Albert Whitted, too has historical significance to the City of St. Petersburg. For over four decades I have watched the money grabbing politicians and Carpet bagger developers roll in an out of town, with eyes on the money they could make from that prime spot of dirt upon which you find Albert Whitted Airport.
Perhaps,they have zero knowledge that it is the very birthplace of commercial flight, and home to Bay Flight who overfly my home nightly in their life saving missions of mercy, lifted on prayers from street level.
In a disaster, AW would be the staging area for emergency relief supplies. Former students have started their professional pilot careers there. AW is home to rare wildlife, and is an asset to St. Petersburg. I am ready for another fight to SAVE ALBERT WHITTED AIRPORT.
March 2, 2023at11:26 pm
Save it. That rant is old and overused. Nothing but chronic noise, pollution and waste of taxpayers money.
You want to learn to fly …. there is an app for that … Simulate. Or run off the end of the end of the 92mm Pier that those god awful flying machine buzz over and the USFSP campus they come inches of ver to land … And sooner than later will come up short.
The one s is re thing aboutuck is that it will change.
Hugh J. Hazeltine
March 6, 2023at3:22 pm
The city accepted funds and signed a Public Transit Grant Agreement(PTGA) with the Florida Department of Transportation (FDOT) in 2021 that comes with an obligation to operate the airport for 20 years.
March 7, 2023at3:15 pm
Did the advertised meeting regarding future use of the airport occur on 3/6 at the municipal services building as identified in this article? I’d hoped to attend but was unable. What occurred?

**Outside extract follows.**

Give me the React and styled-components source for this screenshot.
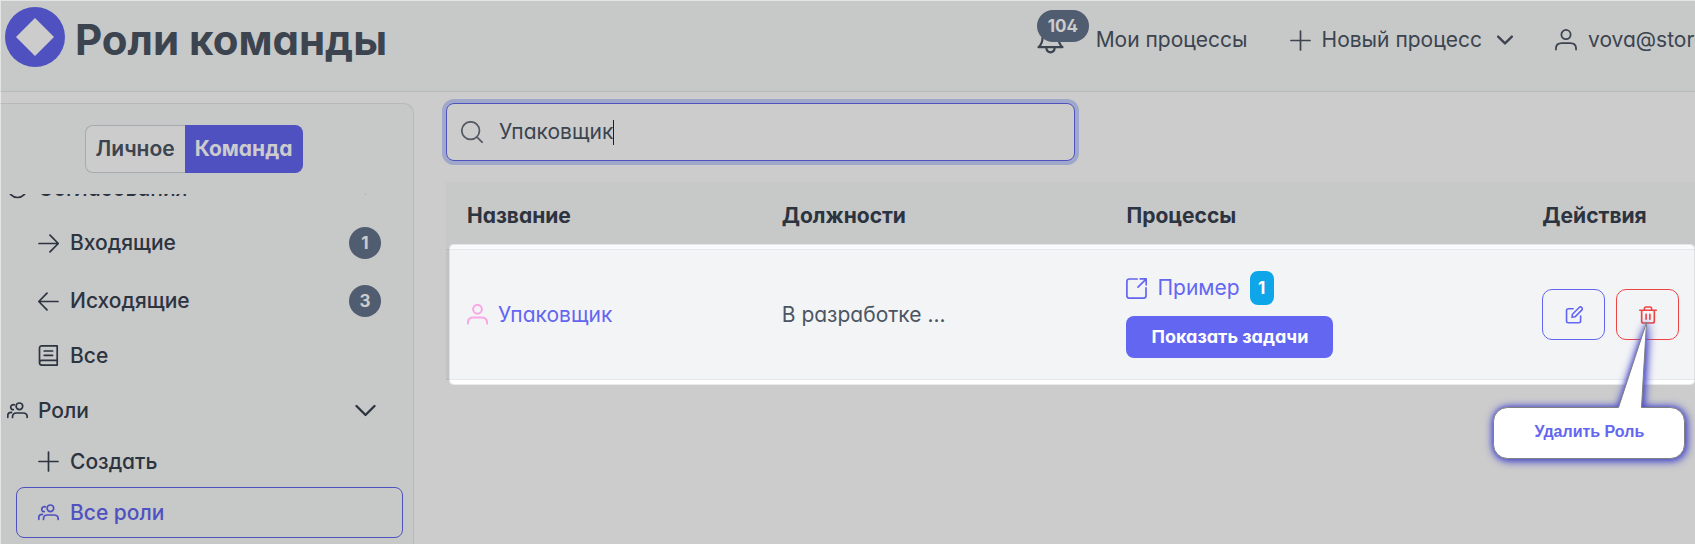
import React from "react";
import styled, { createGlobalStyle, css } from "styled-components";

const GlobalStyle = createGlobalStyle`
  *, *::before, *::after { box-sizing: border-box; }
  body {
    margin: 0;
    background: #ffffff;
    color: #4b5563;
    font-family: Inter, "Liberation Sans", sans-serif;
    font-feature-settings: "cv02", "cv03", "cv04", "cv11";
    font-size: 21px;
    line-height: 26px;
  }
  button, input { font: inherit; font-feature-settings: inherit; color: inherit; }
  a { color: inherit; text-decoration: none; }
`;

/* ---------- icons ---------- */

const Svg = styled.svg`
  display: block;
  flex: none;
  width: ${(p) => p.$size || 21}px;
  height: ${(p) => p.$size || 21}px;
  fill: none;
  stroke: currentColor;
  stroke-width: ${(p) => p.$weight || 1.7};
  stroke-linecap: round;
  stroke-linejoin: round;
`;

const paths = {
  plus: <path d="M10.5 1v19M1 10.5h19" />,
  right: <path d="M1 10.5h19M12 2.200l8.300 8.300-8.300 8.300" />,
  left: <path d="M20 10.5H1M9 2.200L.8 10.5 9 18.8" />,
  down: <path d="M1.5 6l9 9 9-9" />,
  book: (
    <path d="M4 .9h15.2v19.2H3.8a2.3 2.3 0 0 1-2.3-2.3V3.2A2.3 2.3 0 0 1 4 .9zM1.5 17.6a2.3 2.3 0 0 1 2.3-2.2h15.4M6.2 6h8.4M6.2 10.3h8.4" />
  ),
  check: <circle cx="10.5" cy="10.5" r="9" />,
  search: (
    <>
      <circle cx="9.2" cy="9.2" r="8.4" />
      <path d="M15.3 15.3l5 5" />
    </>
  ),
  user: (
    <>
      <circle cx="10.5" cy="5.3" r="4.4" />
      <path d="M.9 19.6v-.8c0-3.4 2.4-5.3 5.6-5.3h8c3.2 0 5.6 1.9 5.6 5.3v.8" />
    </>
  ),
  users: (
    <>
      <circle cx="12.4" cy="6.3" r="3.3" />
      <path d="M5.5 17.5v-.6c0-2.5 1.5-3.9 3.9-3.9h6.7c2.5 0 4.1 1.4 4.1 3.9v.6" />
      <path d="M7.2 4.9a2.5 2.5 0 1 0-.9 4.8M.8 17.3v-1.7c0-2 1.3-3.2 3.7-3.2" />
    </>
  ),
  external: (
    <path d="M11.2 1H3.2A2.3 2.3 0 0 0 .9 3.3v14.5a2.3 2.3 0 0 0 2.3 2.3h14.5a2.3 2.3 0 0 0 2.3-2.3v-7.9M14.3.9h5.9v5.9M20 1.1l-8 8" />
  ),
  pencil: (
    <path d="M9.5 3.2H3.8a2 2 0 0 0-2 2v12.3a2 2 0 0 0 2 2h12.4a2 2 0 0 0 2-2v-5.7M8.2 13.2l.5-3.6 7.8-7.8a2.1 2.1 0 0 1 3 3l-7.8 7.8z" />
  ),
  trash: (
    <path d="M.9 4.900h19.200M6.300 4.700V2.900A1.700 1.700 0 0 1 8 1.200h5a1.700 1.700 0 0 1 1.700 1.700v1.800M3.100 5v12.700a2.100 2.100 0 0 0 2.100 2.100h10.600a2.100 2.100 0 0 0 2.100-2.100V5M8.300 9.700v5.700M12.700 9.700v5.700" />
  ),
  bell: (
    <path d="M1.2 15.7h18.6c-1.8-1.5-3.2-3-3.2-8.3a6.1 6.1 0 0 0-12.2 0c0 5.3-1.4 6.8-3.2 8.3zM7.3 17c.4 1.7 1.5 2.7 3.2 2.7s2.8-1 3.2-2.7" />
  ),
};

const Icon = ({ name, size, weight }) => (
  <Svg viewBox="0 0 21 21" $size={size} $weight={weight} aria-hidden="true">
    {paths[name]}
  </Svg>
);

/* ---------- page frame ---------- */

const Page = styled.div`
  position: relative;
  display: flex;
  flex-direction: column;
  height: 100vh;
  overflow: hidden;
  &::after {
    content: "";
    position: absolute;
    inset: 0;
    z-index: 20;
    border-top: 1px solid rgba(255, 255, 255, 0.5);
    border-left: 1px solid rgba(255, 255, 255, 0.5);
    pointer-events: none;
  }
`;

const Header = styled.header`
  display: flex;
  flex: none;
  padding: 7px 0 18px 5px;
  background: #f9fafb;
  border-bottom: 1px solid #e5e7eb;
`;

const Logo = styled.svg`
  flex: none;
  width: 60px;
  height: 60px;
  margin-right: 10px;
`;

const Title = styled.h1`
  margin: 0;
  font-size: 42px;
  line-height: 66px;
  font-weight: 700;
  white-space: nowrap;
`;

const TopNav = styled.nav`
  display: flex;
  align-items: center;
  gap: 42px;
  margin-left: auto;
  white-space: nowrap;
`;

const TopLink = styled.a`
  display: flex;
  align-items: center;
  gap: ${(p) => p.$gap || 11}px;
`;

const MenuButton = styled.button`
  display: flex;
  align-items: center;
  gap: 11px;
  padding: 0;
  border: 0;
  background: none;
  & > svg:last-child { margin-left: 4px; }
`;

const Account = styled(TopLink)`
  width: 140px;
  overflow: hidden;
`;

const BellBox = styled.span`
  position: relative;
`;

const Badge = styled.span`
  display: flex;
  align-items: center;
  justify-content: center;
  min-width: 32px;
  height: 32px;
  padding: 0 11px;
  border-radius: 16px;
  background: #64748b;
  color: #ffffff;
  font-size: 17px;
  font-weight: 700;
  ${(p) =>
    p.$info &&
    css`
      min-width: 24px;
      height: 34px;
      padding: 0 8px;
      border-radius: 8px;
      background: #0ea5e9;
    `}
`;

const BellBadge = styled(Badge)`
  position: absolute;
  top: -17px;
  left: 0;
`;

const Body = styled.div`
  display: flex;
  flex: 1;
  gap: 32px;
  min-height: 0;
  padding-top: 11px;
`;

/* ---------- sidebar ---------- */

const Sidebar = styled.aside`
  display: flex;
  flex-direction: column;
  flex: none;
  width: 414px;
  padding-top: 21px;
  background: #f9fafb;
  border: 1px solid #e5e7eb;
  border-width: 1px 1px 0 0;
  border-top-right-radius: 10px;
`;

const Toggle = styled.div`
  display: flex;
  flex: none;
  justify-content: center;
  padding: 0 25px 21px 0;
`;

const ToggleButton = styled.button`
  height: 48px;
  padding: 0 10px;
  border: 1px solid ${(p) => (p.$active ? "#6366f1" : "#d1d5db")};
  border-radius: ${(p) => (p.$active ? "0 8px 8px 0" : "8px 0 0 8px")};
  border-right-width: ${(p) => (p.$active ? 1 : 0)}px;
  border-left-width: ${(p) => (p.$active ? 0 : 1)}px;
  background: ${(p) => (p.$active ? "#6366f1" : "#ffffff")};
  color: ${(p) => (p.$active ? "#ffffff" : "#4b5563")};
  font-weight: ${(p) => (p.$active ? 700 : 600)};
`;

const MenuScroll = styled.nav`
  flex: 1;
  min-height: 0;
  overflow: hidden;
`;

const Menu = styled.ul`
  display: flex;
  flex-direction: column;
  gap: 4px;
  margin: -31px 10px 0 0;
  padding: 0;
  list-style: none;
`;

const SubMenu = styled.ul`
  margin: 0;
  padding: 0 0 0 16px;
  list-style: none;
`;

const MenuLink = styled.a`
  display: flex;
  align-items: center;
  gap: ${(p) => (p.$top ? 10 : 11)}px;
  height: ${(p) => (p.$tall ? 58 : 51)}px;
  padding: 0 21px ${(p) => (p.$top ? "0 6px" : "")};
  border: 1px solid ${(p) => (p.$active ? "#6366f1" : "transparent")};
  border-radius: 8px;
  color: ${(p) => (p.$active ? "#6366f1" : "#374151")};
  font-weight: 500;
`;

const Trailing = styled.span`
  display: flex;
  justify-content: center;
  width: 32px;
  margin-left: auto;
`;

/* ---------- content ---------- */

const Main = styled.main`
  flex: 1;
  min-width: 0;
`;

const SearchBox = styled.label`
  display: flex;
  align-items: center;
  width: 50.4%;
  height: 58px;
  margin-bottom: 21px;
  padding: 0 16px 0 14px;
  border: 1px solid #6366f1;
  border-radius: 8px;
  background: #ffffff;
  box-shadow: 0 0 0 4px #c7d2fe;
  color: #6b7280;
`;

const SearchInput = styled.input`
  field-sizing: content;
  min-width: 1px;
  margin-left: 16px;
  padding: 0;
  border: 0;
  outline: 0;
  background: none;
  color: #4b5563;
`;

const Caret = styled.span`
  width: 1px;
  height: 25px;
  background: #1f2937;
`;

const TableArea = styled.div`
  position: relative;
`;

/* Dims the whole page except the highlighted table row. */
const Spotlight = styled.div`
  position: absolute;
  inset: 62px 0 -5px 3px;
  z-index: 5;
  border: 1px solid rgba(0, 0, 0, 0.08);
  border-radius: 5px;
  box-shadow: 0 0 0 9999px rgba(0, 0, 0, 0.2);
  pointer-events: none;
`;

const Table = styled.table`
  width: 100%;
  table-layout: fixed;
  border-collapse: separate;
  border-spacing: 0;
`;

const Col = styled.col`
  width: ${(p) => p.$w};
`;

const Th = styled.th`
  height: 68px;
  padding: 0 0 0 21px;
  border-bottom: 1px solid #e5e7eb;
  background: #f9fafb;
  color: #374151;
  font-weight: 700;
  text-align: left;
`;

const Td = styled.td`
  padding: 21px 0 21px 21px;
  border-bottom: 1px solid #e5e7eb;
  background: #f3f4f6;
  white-space: nowrap;
`;

const CellLink = styled.a`
  display: flex;
  align-items: center;
  gap: 10px;
  color: #6366f1;
`;

const PinkIcon = styled.span`
  color: #f9a8e4;
`;

const Stack = styled.div`
  display: flex;
  flex-direction: column;
  align-items: flex-start;
  gap: 11px;
`;

const PrimaryButton = styled.button`
  height: 42px;
  padding: 0 25px;
  border: 0;
  border-radius: 8px;
  background: #6366f1;
  color: #ffffff;
  font-size: 18px;
  font-weight: 700;
`;

const Actions = styled.div`
  display: flex;
  gap: 11px;
`;

const ActionButton = styled.button`
  display: flex;
  align-items: center;
  justify-content: center;
  width: 63px;
  height: 51px;
  padding: 0;
  border: 1px solid currentColor;
  border-radius: 10px;
  background: transparent;
  color: ${(p) => (p.$danger ? "#ef4444" : "#6366f1")};
`;

const Anchor = styled.div`
  position: relative;
`;

const Callout = styled.div`
  position: absolute;
  top: 33px;
  right: -6px;
  z-index: 10;
  display: flex;
  align-items: flex-end;
  width: 192px;
  height: 137px;
  color: #6366f1;
  font-family: "Liberation Sans", Arial, sans-serif;
  font-size: 16px;
  font-weight: 700;
`;

const CalloutShape = styled.svg`
  position: absolute;
  inset: 0;
  overflow: visible;
  fill: #ffffff;
  stroke: #808080;
  filter: drop-shadow(1px 1px 4px #4a4cc0) drop-shadow(0 0 2px #6366d8);
`;

const CalloutText = styled.span`
  position: relative;
  width: 100%;
  line-height: 54px;
  text-align: center;
`;

const approvals = [
  { icon: "right", label: "Входящие", badge: 1 },
  { icon: "left", label: "Исходящие", badge: 3 },
  { icon: "book", label: "Все" },
];

const roles = [
  { icon: "plus", label: "Создать" },
  { icon: "users", label: "Все роли", active: true },
];

const MenuGroup = ({ icon, label, items }) => (
  <li>
    <MenuLink href="#" $top>
      <Icon name={icon} />
      {label}
      <Trailing>
        <Icon name="down" weight={2.3} />
      </Trailing>
    </MenuLink>
    <SubMenu>
      {items.map((item) => (
        <li key={item.label}>
          <MenuLink href="#" $tall={Boolean(item.badge)} $active={item.active}>
            <Icon name={item.icon} />
            {item.label}
            {item.badge && (
              <Trailing>
                <Badge>{item.badge}</Badge>
              </Trailing>
            )}
          </MenuLink>
        </li>
      ))}
    </SubMenu>
  </li>
);

export default function App() {
  return (
    <Page>
      <GlobalStyle />
      <Header>
        <Logo viewBox="0 0 60 60" aria-hidden="true">
          <circle cx="30" cy="30" r="30" fill="#6366f1" />
          <path d="M30 11l19 19-19 19-19-19z" fill="#ffffff" />
        </Logo>
        <Title>Роли команды</Title>
        <TopNav>
          <TopLink href="#" $gap={32}>
            <BellBox>
              <Icon name="bell" size={27} />
              <BellBadge>104</BellBadge>
            </BellBox>
            Мои процессы
          </TopLink>
          <MenuButton type="button">
            <Icon name="plus" />
            Новый процесс
            <Icon name="down" size={16} weight={3} />
          </MenuButton>
          <Account href="#">
            <Icon name="user" size={22} />
            vova@stormbpmn.com
          </Account>
        </TopNav>
      </Header>
      <Body>
        <Sidebar>
          <Toggle>
            <ToggleButton type="button">Личное</ToggleButton>
            <ToggleButton type="button" $active>
              Команда
            </ToggleButton>
          </Toggle>
          <MenuScroll>
            <Menu>
              <MenuGroup icon="check" label="Согласования" items={approvals} />
              <MenuGroup icon="users" label="Роли" items={roles} />
            </Menu>
          </MenuScroll>
        </Sidebar>
        <Main>
          <SearchBox>
            <Icon name="search" size={22} />
            <SearchInput type="text" aria-label="Поиск" defaultValue="Упаковщик" />
            <Caret />
          </SearchBox>
          <TableArea>
            <Table>
              <colgroup>
                <Col $w="25.2%" />
                <Col $w="27.6%" />
                <Col $w="33.3%" />
                <Col />
              </colgroup>
              <thead>
                <tr>
                  <Th>Название</Th>
                  <Th>Должности</Th>
                  <Th>Процессы</Th>
                  <Th>Действия</Th>
                </tr>
              </thead>
              <tbody>
                <tr>
                  <Td>
                    <CellLink href="#">
                      <PinkIcon>
                        <Icon name="user" weight={2} />
                      </PinkIcon>
                      Упаковщик
                    </CellLink>
                  </Td>
                  <Td>В разработке ...</Td>
                  <Td>
                    <Stack>
                      <CellLink href="#">
                        <Icon name="external" />
                        Пример
                        <Badge $info>1</Badge>
                      </CellLink>
                      <PrimaryButton type="button">Показать задачи</PrimaryButton>
                    </Stack>
                  </Td>
                  <Td>
                    <Actions>
                      <ActionButton type="button" aria-label="Изменить">
                        <Icon name="pencil" size={18} weight={1.9} />
                      </ActionButton>
                      <Anchor>
                        <ActionButton type="button" $danger aria-label="Удалить">
                          <Icon name="trash" size={18} weight={1.9} />
                        </ActionButton>
                        <Callout role="tooltip">
                          <CalloutShape width="192" height="137" viewBox="0 0 192 137" aria-hidden="true">
                            <path d="M14.5 85.5H125.5L153.5.5 148.5 85.5H177.5a14 14 0 0 1 14 14V122.5a14 14 0 0 1-14 14H14.5a14 14 0 0 1-14-14V99.5a14 14 0 0 1 14-14z" />
                          </CalloutShape>
                          <CalloutText>Удалить Роль</CalloutText>
                        </Callout>
                      </Anchor>
                    </Actions>
                  </Td>
                </tr>
              </tbody>
            </Table>
            <Spotlight />
          </TableArea>
        </Main>
      </Body>
    </Page>
  );
}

I’m very much support Albert Whitted. It is historic and one of few remaining downtown airports. It is an asset to the innovations district & St Pete.
Hugh J. Hazeltine
March 9, 2023at1:45 pm
The meeting on March 6 was an evaluation committee meeting for the study of AWAP. It was chaired by the Director of Engineering and capital improvements Brejesh Prayman. The committee was composed of Airport Manager Rich Lesniak, Mellissa, Brian, and by Purchasing Manager Steven Poceous. The rules were: Members of the public could speak for 3 minutes at the start. No one chose to speak. During the meeting the public could attend by could not comment or ask questions. Rich Lesniak started the meeting by asking if he was to be a technical consultant or an evaluator on the committee. Brejesh advised him he was an evaluator. This was an RFQ (Request for Qualifications) meeting to decide if those who proposed to do the study were qualified. Each committee member spoke about the qualifications of two companies that submitted, HRNA and DKNY. It was decided to invite the two companies back for a 10 minute presentation followed by 20 minutes of Q&A. The date for that meeting is to be determined.